Paper (6): Program Management Improvement Team: a Best Practice Based Approach to Process Improvement and Program Governance at the National Nuclear Security Administration.
Abstract: The National Nuclear Security Administration (NNSA) within the U.S. Department of Energy maintains and enhances the safety, security, reliability and performance of the U.S. nuclear weapons stockpile without nuclear testing; works to reduce global danger from weapons of mass destruction; provides the U.S. Navy with safe and effective nuclear propulsion; and responds to nuclear and radiological emergencies in the U.S. and abroad. NNSA’s Office of Safety, Infrastructure and Operations (NA-50) is responsible for enabling safe operations, ensuring effective infrastructure and providing enterprise services to NNSA programs and national laboratories to meet the 21st Century needs of the NNSA Nuclear Security Enterprise.

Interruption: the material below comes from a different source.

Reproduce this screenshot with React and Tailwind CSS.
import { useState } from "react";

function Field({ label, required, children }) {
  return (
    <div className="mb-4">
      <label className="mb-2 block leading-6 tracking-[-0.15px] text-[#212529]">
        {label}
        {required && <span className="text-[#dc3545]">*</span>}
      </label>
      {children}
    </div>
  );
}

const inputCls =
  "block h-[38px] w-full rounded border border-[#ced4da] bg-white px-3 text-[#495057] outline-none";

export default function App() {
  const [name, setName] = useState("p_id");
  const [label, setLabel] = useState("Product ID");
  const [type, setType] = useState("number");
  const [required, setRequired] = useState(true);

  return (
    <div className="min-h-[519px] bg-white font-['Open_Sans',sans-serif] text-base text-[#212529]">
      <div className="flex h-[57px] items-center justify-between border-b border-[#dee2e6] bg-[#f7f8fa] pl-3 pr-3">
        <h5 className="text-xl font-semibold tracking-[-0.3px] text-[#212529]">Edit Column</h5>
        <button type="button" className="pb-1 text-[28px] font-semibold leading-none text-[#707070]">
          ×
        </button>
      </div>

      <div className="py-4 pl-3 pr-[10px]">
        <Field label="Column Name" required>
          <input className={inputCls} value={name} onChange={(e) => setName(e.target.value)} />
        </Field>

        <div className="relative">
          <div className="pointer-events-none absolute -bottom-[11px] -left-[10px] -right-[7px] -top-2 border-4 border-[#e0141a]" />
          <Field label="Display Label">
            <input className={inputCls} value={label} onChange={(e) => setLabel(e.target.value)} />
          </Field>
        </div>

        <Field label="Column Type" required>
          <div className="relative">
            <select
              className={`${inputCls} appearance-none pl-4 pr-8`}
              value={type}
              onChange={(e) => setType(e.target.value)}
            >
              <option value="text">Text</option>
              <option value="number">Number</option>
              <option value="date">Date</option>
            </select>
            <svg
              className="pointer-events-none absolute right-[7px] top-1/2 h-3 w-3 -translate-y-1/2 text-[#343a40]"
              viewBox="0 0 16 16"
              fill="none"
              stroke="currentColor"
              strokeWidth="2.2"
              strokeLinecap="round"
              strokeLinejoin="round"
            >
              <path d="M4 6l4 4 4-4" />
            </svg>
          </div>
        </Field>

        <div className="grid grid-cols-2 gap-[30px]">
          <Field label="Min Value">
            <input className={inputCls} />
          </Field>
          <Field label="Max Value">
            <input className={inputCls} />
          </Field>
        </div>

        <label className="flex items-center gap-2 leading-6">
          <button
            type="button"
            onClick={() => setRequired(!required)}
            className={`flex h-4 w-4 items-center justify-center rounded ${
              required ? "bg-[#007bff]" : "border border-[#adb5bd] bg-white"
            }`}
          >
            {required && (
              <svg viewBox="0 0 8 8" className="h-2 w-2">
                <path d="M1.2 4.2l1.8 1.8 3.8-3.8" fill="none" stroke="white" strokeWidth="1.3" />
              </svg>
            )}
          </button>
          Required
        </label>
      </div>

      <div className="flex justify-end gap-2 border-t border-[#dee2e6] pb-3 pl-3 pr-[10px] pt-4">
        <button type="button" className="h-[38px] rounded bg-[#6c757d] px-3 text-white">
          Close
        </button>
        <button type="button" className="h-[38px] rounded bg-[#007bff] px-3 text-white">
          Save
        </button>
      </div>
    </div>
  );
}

NA-50 plans, directs and oversees the maintenance, operation and modernization of infrastructure and facilities at eight national labs, a vast and complex enterprise of 41,000 employees, 36 million square feet of buildings including 400 nuclear facilities, 2,000 miles of roads, 9.1 trillion BTUs of energy use, and 15.2 million tons of hazardous materials, on 2,160 square miles of land. With an annual budget of approximately $1.5 billion, NA-50 plans, funds, directs and oversees hundreds of projects each year. In September 2015 NA-50 established a Program Management Improvement Team (PMIT) to enhance program, portfolio and project performance through the identification, development and sharing of best practices and to help ensure the achievement of cost-effective, timely, measurable and quality results in support of the NNSA mission. The PMIT is comprised of a small cadre of private industry program management experts who meet with NA-50 federal program managers quarterly to discuss and share successful leading-edge program management practices. This paper will describe the purpose, activities and results to date of the NNSA’s PMIT.

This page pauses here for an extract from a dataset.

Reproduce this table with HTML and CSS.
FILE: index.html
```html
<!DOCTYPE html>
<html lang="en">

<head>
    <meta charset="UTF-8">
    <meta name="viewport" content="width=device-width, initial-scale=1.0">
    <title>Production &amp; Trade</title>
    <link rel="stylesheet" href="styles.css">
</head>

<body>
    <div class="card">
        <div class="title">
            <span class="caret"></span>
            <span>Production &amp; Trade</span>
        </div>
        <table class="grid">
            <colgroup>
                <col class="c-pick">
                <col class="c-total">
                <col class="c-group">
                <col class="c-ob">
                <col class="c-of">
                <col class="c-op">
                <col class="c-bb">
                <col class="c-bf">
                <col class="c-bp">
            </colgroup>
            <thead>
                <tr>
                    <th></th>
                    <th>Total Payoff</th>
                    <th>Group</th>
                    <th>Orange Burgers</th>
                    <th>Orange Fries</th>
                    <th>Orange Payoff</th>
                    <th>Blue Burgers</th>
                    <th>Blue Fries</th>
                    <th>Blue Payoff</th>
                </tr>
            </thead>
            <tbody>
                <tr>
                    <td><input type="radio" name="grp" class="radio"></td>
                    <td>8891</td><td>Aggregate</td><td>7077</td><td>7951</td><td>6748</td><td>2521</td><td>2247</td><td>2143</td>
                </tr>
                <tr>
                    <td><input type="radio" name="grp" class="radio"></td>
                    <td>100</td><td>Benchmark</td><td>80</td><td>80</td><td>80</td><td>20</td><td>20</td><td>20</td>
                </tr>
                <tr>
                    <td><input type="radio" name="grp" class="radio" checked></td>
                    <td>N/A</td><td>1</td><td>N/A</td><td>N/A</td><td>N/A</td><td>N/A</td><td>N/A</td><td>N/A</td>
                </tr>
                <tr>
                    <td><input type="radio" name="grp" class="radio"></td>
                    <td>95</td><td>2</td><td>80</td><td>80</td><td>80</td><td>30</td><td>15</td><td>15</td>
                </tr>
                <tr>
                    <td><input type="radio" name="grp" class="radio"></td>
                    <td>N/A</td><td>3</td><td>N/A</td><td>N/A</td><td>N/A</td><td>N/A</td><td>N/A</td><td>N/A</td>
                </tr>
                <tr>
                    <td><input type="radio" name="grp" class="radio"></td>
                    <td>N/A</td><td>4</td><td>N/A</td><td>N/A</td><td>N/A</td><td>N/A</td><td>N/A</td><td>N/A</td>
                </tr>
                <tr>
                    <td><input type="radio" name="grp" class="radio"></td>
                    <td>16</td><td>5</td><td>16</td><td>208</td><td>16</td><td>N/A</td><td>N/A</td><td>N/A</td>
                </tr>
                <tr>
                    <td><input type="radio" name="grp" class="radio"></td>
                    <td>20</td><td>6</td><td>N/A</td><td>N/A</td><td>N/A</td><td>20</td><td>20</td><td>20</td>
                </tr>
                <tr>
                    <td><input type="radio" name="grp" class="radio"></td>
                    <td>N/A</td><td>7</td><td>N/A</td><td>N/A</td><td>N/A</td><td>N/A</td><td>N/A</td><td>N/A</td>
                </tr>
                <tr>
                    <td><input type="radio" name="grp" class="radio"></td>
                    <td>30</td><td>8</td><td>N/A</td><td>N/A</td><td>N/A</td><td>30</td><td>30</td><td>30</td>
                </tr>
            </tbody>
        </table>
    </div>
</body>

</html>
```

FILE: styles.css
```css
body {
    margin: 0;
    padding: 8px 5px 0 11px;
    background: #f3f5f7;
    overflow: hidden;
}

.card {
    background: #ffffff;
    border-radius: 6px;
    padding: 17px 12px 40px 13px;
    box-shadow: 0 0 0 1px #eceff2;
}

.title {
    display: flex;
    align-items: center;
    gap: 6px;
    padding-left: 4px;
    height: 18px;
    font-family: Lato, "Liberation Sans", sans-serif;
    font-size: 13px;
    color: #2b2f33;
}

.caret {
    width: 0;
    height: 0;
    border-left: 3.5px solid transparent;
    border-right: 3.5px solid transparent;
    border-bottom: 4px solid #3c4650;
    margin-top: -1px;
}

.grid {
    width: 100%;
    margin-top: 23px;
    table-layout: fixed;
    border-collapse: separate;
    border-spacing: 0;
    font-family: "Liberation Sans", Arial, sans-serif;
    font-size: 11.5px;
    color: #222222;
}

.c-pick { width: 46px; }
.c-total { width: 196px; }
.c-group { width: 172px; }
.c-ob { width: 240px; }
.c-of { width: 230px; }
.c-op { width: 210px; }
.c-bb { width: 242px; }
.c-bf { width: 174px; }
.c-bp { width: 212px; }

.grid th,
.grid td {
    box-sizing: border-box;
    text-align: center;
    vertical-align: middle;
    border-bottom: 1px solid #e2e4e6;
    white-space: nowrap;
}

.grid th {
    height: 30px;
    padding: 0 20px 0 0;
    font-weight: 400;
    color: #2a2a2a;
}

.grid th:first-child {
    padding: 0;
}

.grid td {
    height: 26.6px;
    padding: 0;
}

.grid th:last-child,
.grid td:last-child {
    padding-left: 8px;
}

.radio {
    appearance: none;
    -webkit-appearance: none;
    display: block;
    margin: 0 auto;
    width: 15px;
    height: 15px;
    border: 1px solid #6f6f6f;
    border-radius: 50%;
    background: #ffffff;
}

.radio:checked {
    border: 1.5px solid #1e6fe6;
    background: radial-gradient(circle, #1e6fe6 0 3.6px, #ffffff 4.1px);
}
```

Biography: Marc Zocher is a Program Manager at Bay Forge, LLC where provides program support for nuclear facility operations, serves as technical peer review team member for Hanford Waste Treatment Plant, and provides subject matter expertise for Environmental Restoration Programs and Facilities at Los Alamos National Laboratory. Mr. Zocher has over 30 years of professional experience managing engineering, environmental, nuclear and IT projects. He has served as a ‘Q’-cleared scientist/manager supporting the U.S. Department of Energy (DOE) and National Nuclear Security Administration (NNSA) at four national laboratories and two DOE/NNSA Headquarters assignments in Germantown, MD and Washington, DC. Mr. Zocher has 26 years’ experience in policy, procedure, conduct of operations, audits and assessments, some of which includes work and organizational breakdown structure development. He is a Certified Project Management Professional (PMP) since 1994. Mr. Zocher served as a Project Manager for the NNSA Office of Global Threat Reduction G2 IT Project, winner of the Project Management Institute’s Distinguished Project Award in 2010. Mr. Zocher has a B.S. in Geology, New Mexico State University (1984) and Graduated from the University of California, Artificial Intelligence and Robotics Program, Los Alamos National Laboratory. He is currently a program management advisor for NNSA.
Mr. Zocher has over 1,000 classroom hours as an instructor in project management at three universities and for the Project Management Institutes PMP preparation course. He was a contributing author to Hazardous Waste Cost Control (Marcel Dekker, 1993) and was a founding member, NNSA Project Management Improvement Team. Previously, from 2007-2012 Mr. Zocher supported the Global Threat Reduction Initiative (NA-21) providing support as the lead developer of scope, schedule, and budgets for domestic and foreign partner reactor conversion projects, HEU removal projects and domestic protection NA-21 projects. He also was responsible for three revisions of the NA-21 GTRI Program Management Plan and the Strategic Plan and was Responsible for major project efforts including the development and deployment of the initial G2 software platform (> $2M) in use by NA-21 and the development of NA-21 Program Management Plan for this worldwide effort.
Mr. Zocher has also been President of Morphic Corporation where he was an executive manager for a $7 million, 20 employee engineering and project management services company working under contract to Oak Ridge National Laboratory, Los Alamos National Laboratory, Argonne National Laboratory, and Pacific Northwest National Laboratory to support the areas of policy development, remediation alternative engineering, business process modeling, nuclear cleanup and waste management, and environmental restoration.